Students will love following Bud on his journey across Michigan in search of his father. While the story is set in 1936, it is still easily relatable to today’s students. While I normally wouldn’t suggest the audiobook in lieu of reading to your students yourself, the audio version of Bud, Not Buddy is wonderful! The music in the background. The narrator sounds just like Bud. If you’re looking for something for a listen to reading center, it’s fantastic!
Buy the book: Bud, Not Buddy
This classic World War II story is told from the perspective of 10-year-old Annemarie Johansen, a Jewish girl living in Denmark. Through Annemarie’s eyes, readers learn how the Danish Resistance smuggles almost the entire Jewish population of Denmark out of the country to Sweden where they would be safe from the Nazis.
This is one of the best World War II novels I’ve read for upper elementary students. If the war is in your social studies standards, this is a must read for your class! It’s a story of strength, resilience, and human decency in the midst of this terrible war.
Buy the book: Number the Stars
Four adventurous siblings step through the door of a magical wardrobe into the fantasy land of Narnia. The White Witch controls all of Narnia, where it is “always winter, but never Christmas.” Peter, Susan, Edmund, and Lucy meet a host of characters and form alliances with the good animals of Narnia to defeat the White Witch. When all hope seems lost, they meet Aslan, the lion, and together they battle the White Witch to save Narnia. This classic story is truly magical!

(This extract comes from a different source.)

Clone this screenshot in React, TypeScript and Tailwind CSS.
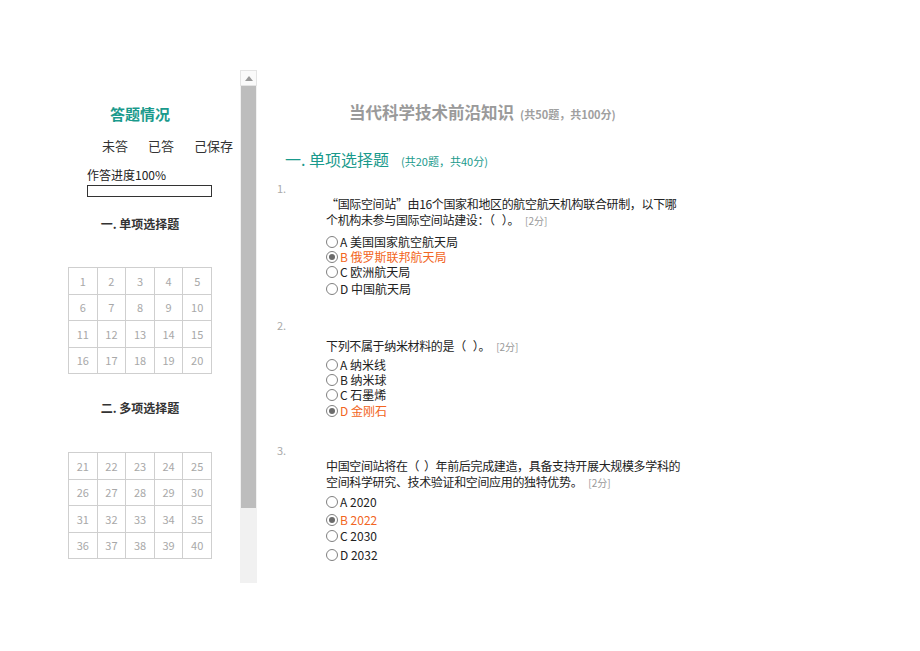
const font = "font-['Noto_Sans_CJK_SC','Noto_Sans',sans-serif]";

const section1 = Array.from({ length: 20 }, (_, i) => i + 1);
const section2 = Array.from({ length: 20 }, (_, i) => i + 21);

function NumGrid({ nums }: { nums: number[] }) {
  return (
    <div className="grid w-[144px] grid-cols-5 border-l border-t border-[#cfcfcf]">
      {nums.map((n) => (
        <div
          key={n}
          className="flex h-[26.5px] items-center justify-center border-b border-r border-[#cfcfcf] text-[11px] text-[#a8a8a8]"
        >
          {n}
        </div>
      ))}
    </div>
  );
}

function Radio({ checked }: { checked?: boolean }) {
  return (
    <span className="mr-[2px] inline-flex h-[12px] w-[12px] shrink-0 items-center justify-center rounded-full border border-[#808080] bg-white">
      {checked && <span className="h-[6px] w-[6px] rounded-full bg-[#6b6b6b]" />}
    </span>
  );
}

type Opt = { label: string; checked?: boolean; mt: string };

function Option({ label, checked, mt }: Opt) {
  return (
    <div className={`flex h-[15px] items-center text-[12px] leading-[15px] ${mt} ${checked ? "text-[#f26522]" : "text-[#222]"}`}>
      <Radio checked={checked} />
      <span>{label}</span>
    </div>
  );
}

function Score() {
  return <span className="ml-[6px] text-[10px] tracking-normal text-[#999]">[2分]</span>;
}

export default function App() {
  return (
    <div className={`${font} flex min-h-[651px] bg-white pl-[68px] pt-[70px]`}>
      {/* left panel */}
      <div className="w-[144px]">
        <div className="mt-[35px] text-center text-[15px] font-bold leading-[18px] text-[#1a9a8c]">答题情况</div>
        <div className="mt-[15px] flex gap-[20px] whitespace-nowrap pl-[34px] text-[13px] leading-[16px] text-[#333]">
          <span>未答</span>
          <span>已答</span>
          <span>己保存</span>
        </div>
        <div className="mt-[13px] pl-[19px] text-[12px] leading-[16px] text-[#222]">作答进度100%</div>
        <div className="ml-[19px] mt-[2px] h-[12px] w-[125px] border border-[#333] bg-white" />
        <div className="mt-[19px] text-center text-[12px] font-bold leading-[16px] text-[#333]">一. 单项选择题</div>
        <div className="mt-[35px]">
          <NumGrid nums={section1} />
        </div>
        <div className="mt-[26px] text-center text-[12px] font-bold leading-[16px] text-[#333]">二. 多项选择题</div>
        <div className="mt-[36px]">
          <NumGrid nums={section2} />
        </div>
      </div>

      {/* scrollbar */}
      <div className="ml-[28px] flex h-[513px] w-[17px] flex-col bg-[#f1f1f1]">
        <div className="flex h-[16px] items-center justify-center border border-[#e4e4e4] bg-[#fafafa]">
          <span className="h-0 w-0 border-x-[4px] border-b-[5px] border-x-transparent border-b-[#9a9a9a]" />
        </div>
        <div className="mx-[1px] h-[422px] bg-[#bdbdbd]" />
      </div>

      {/* main */}
      <div className="ml-[20px] w-[430px]">
        <div className="mt-[32px] flex items-baseline pl-[72px] leading-[20px]">
          <span className="text-[16.5px] font-bold text-[#9a9a9a]">当代科学技术前沿知识</span>
          <span className="ml-[6px] text-[11px] font-bold text-[#a0a0a0]">(共50题，共100分)</span>
        </div>
        <div className="mt-[25px] flex items-baseline pl-[8px] leading-[20px] text-[#1a9a8c]">
          <span className="text-[16px]">一. 单项选择题</span>
          <span className="ml-[12px] text-[11px]">(共20题，共40分)</span>
        </div>

        {/* Q1 */}
        <div className="mt-[10px] text-[11px] leading-[14px] text-[#aaa]">1.</div>
        <div className="ml-[49px] mt-[1px] w-[370px] whitespace-nowrap text-[12px] leading-[16px] tracking-[-0.35px] text-[#222]">
          <div>“国际空间站”由16个国家和地区的航空航天机构联合研制，以下哪</div>
          <div>
            个机构未参与国际空间站建设：（&nbsp;&nbsp;&nbsp;）。
            <Score />
          </div>
        </div>
        <div className="ml-[49px]">
          <Option label="A 美国国家航空航天局" mt="mt-[5px]" />
          <Option label="B 俄罗斯联邦航天局" checked mt="mt-0" />
          <Option label="C 欧洲航天局" mt="mt-0" />
          <Option label="D 中国航天局" mt="mt-[2px]" />
        </div>

        {/* Q2 */}
        <div className="mt-[22px] text-[11px] leading-[14px] text-[#aaa]">2.</div>
        <div className="ml-[49px] mt-[6px] text-[12px] leading-[16px] tracking-[-0.35px] text-[#222]">
          下列不属于纳米材料的是（&nbsp;&nbsp;&nbsp;）。
          <Score />
        </div>
        <div className="ml-[49px]">
          <Option label="A 纳米线" mt="mt-[2px]" />
          <Option label="B 纳米球" mt="mt-0" />
          <Option label="C 石墨烯" mt="mt-0" />
          <Option label="D 金刚石" checked mt="mt-px" />
        </div>

        {/* Q3 */}
        <div className="mt-[25px] text-[11px] leading-[14px] text-[#aaa]">3.</div>
        <div className="ml-[49px] mt-px w-[370px] whitespace-nowrap text-[12px] leading-[16px] tracking-[-0.35px] text-[#222]">
          <div>中国空间站将在（&nbsp;&nbsp;）年前后完成建造，具备支持开展大规模多学科的</div>
          <div>
            空间科学研究、技术验证和空间应用的独特优势。
            <Score />
          </div>
        </div>
        <div className="ml-[49px]">
          <Option label="A 2020" mt="mt-[3px]" />
          <Option label="B 2022" checked mt="mt-[3px]" />
          <Option label="C 2030" mt="mt-px" />
          <Option label="D 2032" mt="mt-[4px]" />
        </div>
      </div>
    </div>
  );
}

Buy the book: The Lion, the Witch, and the Wardrobe
Jesse Aarons wants nothing more than to be the fastest runner in 5th grade, and after practicing all summer, he almost is. When the new girl at school, Leslie, beats Jesse in the recess races, the two become fast friends. They spend their afternoons and weekends in the woods behind her house, where they invent a make-believe world called Terabithia. Jesse is king, Leslie is queen, and they enjoy lots of imaginary fun in Terabithia until one day when tragedy strikes. This touching story deals with themes of friendship, loss, and grief.